··· Data shown

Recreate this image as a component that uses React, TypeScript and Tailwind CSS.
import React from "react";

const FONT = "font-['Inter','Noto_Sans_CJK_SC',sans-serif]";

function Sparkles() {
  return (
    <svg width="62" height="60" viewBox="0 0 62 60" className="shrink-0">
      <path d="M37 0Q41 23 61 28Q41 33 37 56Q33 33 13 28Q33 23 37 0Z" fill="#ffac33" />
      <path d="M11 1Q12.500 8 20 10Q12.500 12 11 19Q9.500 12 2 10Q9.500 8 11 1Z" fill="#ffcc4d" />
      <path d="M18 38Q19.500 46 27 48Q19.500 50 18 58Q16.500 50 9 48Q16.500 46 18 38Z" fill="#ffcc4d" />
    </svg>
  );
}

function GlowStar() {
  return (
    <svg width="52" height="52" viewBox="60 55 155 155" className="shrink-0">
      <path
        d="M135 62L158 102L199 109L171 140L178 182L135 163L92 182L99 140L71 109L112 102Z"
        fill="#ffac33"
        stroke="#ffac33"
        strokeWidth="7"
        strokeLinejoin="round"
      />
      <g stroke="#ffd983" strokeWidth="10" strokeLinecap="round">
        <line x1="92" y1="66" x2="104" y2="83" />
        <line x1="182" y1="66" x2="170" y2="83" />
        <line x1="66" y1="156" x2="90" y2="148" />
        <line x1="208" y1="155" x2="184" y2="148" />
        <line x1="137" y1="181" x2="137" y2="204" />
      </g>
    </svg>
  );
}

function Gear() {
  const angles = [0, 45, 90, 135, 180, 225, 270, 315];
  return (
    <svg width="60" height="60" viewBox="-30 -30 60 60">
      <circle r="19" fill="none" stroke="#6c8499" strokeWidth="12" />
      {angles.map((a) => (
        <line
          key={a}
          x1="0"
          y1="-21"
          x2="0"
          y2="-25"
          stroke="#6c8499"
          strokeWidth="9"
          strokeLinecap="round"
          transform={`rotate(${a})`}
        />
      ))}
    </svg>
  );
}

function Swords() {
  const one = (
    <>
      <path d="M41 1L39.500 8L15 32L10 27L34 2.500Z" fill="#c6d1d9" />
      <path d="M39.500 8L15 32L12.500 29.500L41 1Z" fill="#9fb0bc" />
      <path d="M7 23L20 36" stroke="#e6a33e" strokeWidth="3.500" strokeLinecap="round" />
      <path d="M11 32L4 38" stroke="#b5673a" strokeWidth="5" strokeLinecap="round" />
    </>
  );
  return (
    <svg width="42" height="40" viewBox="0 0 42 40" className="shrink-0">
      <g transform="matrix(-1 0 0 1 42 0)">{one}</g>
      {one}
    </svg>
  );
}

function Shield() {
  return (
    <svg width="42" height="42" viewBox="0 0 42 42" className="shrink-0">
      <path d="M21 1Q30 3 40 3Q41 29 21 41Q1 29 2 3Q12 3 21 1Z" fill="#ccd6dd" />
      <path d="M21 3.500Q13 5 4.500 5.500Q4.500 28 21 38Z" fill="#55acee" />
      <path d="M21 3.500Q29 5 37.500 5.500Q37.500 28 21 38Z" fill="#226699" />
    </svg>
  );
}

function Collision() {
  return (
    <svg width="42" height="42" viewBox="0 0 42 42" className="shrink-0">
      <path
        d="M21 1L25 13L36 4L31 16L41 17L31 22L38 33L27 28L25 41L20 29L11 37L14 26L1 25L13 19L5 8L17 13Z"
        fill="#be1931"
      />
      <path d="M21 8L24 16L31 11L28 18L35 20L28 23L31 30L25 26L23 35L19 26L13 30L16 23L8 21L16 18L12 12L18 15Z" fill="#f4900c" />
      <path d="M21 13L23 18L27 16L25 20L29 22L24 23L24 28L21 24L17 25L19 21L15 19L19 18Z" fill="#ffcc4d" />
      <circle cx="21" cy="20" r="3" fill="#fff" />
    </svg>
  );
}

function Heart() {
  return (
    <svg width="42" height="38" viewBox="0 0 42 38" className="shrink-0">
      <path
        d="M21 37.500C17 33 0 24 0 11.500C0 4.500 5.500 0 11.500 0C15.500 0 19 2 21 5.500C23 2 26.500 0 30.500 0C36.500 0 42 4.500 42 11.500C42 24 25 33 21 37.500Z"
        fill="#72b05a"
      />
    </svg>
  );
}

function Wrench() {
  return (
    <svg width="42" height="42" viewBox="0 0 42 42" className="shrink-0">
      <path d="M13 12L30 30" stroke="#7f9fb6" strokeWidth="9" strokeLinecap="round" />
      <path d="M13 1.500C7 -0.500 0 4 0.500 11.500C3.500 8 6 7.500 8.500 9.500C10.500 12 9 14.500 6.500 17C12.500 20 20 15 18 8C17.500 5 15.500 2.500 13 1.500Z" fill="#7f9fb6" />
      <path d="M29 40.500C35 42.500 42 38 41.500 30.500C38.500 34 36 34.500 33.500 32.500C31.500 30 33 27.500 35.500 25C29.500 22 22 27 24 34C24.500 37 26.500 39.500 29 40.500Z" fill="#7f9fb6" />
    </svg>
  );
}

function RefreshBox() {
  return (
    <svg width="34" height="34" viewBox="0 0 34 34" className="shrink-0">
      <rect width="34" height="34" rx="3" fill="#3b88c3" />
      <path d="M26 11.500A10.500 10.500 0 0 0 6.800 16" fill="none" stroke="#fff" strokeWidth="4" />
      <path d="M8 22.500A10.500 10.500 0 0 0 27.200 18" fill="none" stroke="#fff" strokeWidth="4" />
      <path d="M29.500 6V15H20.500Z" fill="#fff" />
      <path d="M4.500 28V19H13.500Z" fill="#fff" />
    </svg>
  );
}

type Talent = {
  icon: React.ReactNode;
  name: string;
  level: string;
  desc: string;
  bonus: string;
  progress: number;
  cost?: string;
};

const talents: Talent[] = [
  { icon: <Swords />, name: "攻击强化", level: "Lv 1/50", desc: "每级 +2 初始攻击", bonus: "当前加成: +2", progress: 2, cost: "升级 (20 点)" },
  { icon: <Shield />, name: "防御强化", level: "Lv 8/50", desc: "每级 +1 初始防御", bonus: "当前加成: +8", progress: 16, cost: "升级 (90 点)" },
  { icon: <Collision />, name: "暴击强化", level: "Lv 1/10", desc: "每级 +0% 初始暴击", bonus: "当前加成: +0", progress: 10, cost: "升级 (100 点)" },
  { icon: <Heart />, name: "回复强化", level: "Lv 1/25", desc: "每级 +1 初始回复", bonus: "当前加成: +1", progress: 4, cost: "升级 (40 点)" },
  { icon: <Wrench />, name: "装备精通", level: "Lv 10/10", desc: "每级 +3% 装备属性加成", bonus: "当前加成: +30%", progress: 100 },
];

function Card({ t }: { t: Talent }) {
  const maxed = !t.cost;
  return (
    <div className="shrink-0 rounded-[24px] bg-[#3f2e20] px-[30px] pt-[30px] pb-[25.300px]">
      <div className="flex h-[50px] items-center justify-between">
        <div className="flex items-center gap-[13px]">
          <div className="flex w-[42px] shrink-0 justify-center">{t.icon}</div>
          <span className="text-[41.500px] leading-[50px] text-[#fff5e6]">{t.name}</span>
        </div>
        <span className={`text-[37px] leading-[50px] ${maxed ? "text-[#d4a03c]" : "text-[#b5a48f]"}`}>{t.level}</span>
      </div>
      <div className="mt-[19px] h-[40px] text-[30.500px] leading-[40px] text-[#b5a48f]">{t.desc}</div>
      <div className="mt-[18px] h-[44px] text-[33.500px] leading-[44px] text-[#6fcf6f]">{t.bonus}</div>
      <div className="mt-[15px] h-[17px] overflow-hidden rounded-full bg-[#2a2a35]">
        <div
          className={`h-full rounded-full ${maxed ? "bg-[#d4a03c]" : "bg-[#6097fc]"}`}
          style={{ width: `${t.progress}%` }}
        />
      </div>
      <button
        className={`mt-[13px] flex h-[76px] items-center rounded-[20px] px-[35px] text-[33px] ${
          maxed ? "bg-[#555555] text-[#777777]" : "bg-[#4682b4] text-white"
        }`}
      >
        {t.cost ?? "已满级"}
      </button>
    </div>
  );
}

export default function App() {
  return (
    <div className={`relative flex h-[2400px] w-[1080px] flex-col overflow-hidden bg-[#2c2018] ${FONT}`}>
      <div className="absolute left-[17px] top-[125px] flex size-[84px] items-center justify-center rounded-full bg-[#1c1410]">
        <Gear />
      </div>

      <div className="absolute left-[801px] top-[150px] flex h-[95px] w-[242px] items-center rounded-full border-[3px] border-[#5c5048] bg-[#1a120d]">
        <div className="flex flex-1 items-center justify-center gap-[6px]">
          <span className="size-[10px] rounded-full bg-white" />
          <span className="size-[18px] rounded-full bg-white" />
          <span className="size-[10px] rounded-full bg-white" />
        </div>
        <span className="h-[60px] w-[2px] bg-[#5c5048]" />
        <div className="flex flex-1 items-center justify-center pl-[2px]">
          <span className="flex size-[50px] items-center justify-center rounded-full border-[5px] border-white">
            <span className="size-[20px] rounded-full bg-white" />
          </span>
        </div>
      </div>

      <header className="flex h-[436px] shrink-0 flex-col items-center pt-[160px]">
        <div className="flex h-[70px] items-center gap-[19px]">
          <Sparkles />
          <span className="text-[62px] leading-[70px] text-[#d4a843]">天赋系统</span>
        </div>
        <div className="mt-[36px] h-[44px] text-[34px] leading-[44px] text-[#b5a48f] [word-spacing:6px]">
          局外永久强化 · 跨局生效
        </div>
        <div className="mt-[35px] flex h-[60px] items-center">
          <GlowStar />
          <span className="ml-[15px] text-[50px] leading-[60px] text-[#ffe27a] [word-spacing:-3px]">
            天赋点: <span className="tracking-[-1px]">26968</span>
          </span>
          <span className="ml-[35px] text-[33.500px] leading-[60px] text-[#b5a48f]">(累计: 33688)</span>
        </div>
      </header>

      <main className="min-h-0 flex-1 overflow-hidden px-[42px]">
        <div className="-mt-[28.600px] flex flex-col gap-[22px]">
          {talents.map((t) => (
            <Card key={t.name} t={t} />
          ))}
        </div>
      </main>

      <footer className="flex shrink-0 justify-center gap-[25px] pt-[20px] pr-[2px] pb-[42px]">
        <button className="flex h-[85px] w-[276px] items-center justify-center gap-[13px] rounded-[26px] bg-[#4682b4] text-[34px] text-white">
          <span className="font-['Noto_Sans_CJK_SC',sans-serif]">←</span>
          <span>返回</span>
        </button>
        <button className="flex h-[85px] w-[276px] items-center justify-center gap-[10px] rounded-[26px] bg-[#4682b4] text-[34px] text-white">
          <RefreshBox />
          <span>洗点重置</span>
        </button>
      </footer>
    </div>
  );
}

······

All lines above with "React" in them should be returned.

▶ **Expected answer**:
Recreate this image as a component that uses React, TypeScript and Tailwind CSS.
import React from "react";
  icon: React.ReactNode;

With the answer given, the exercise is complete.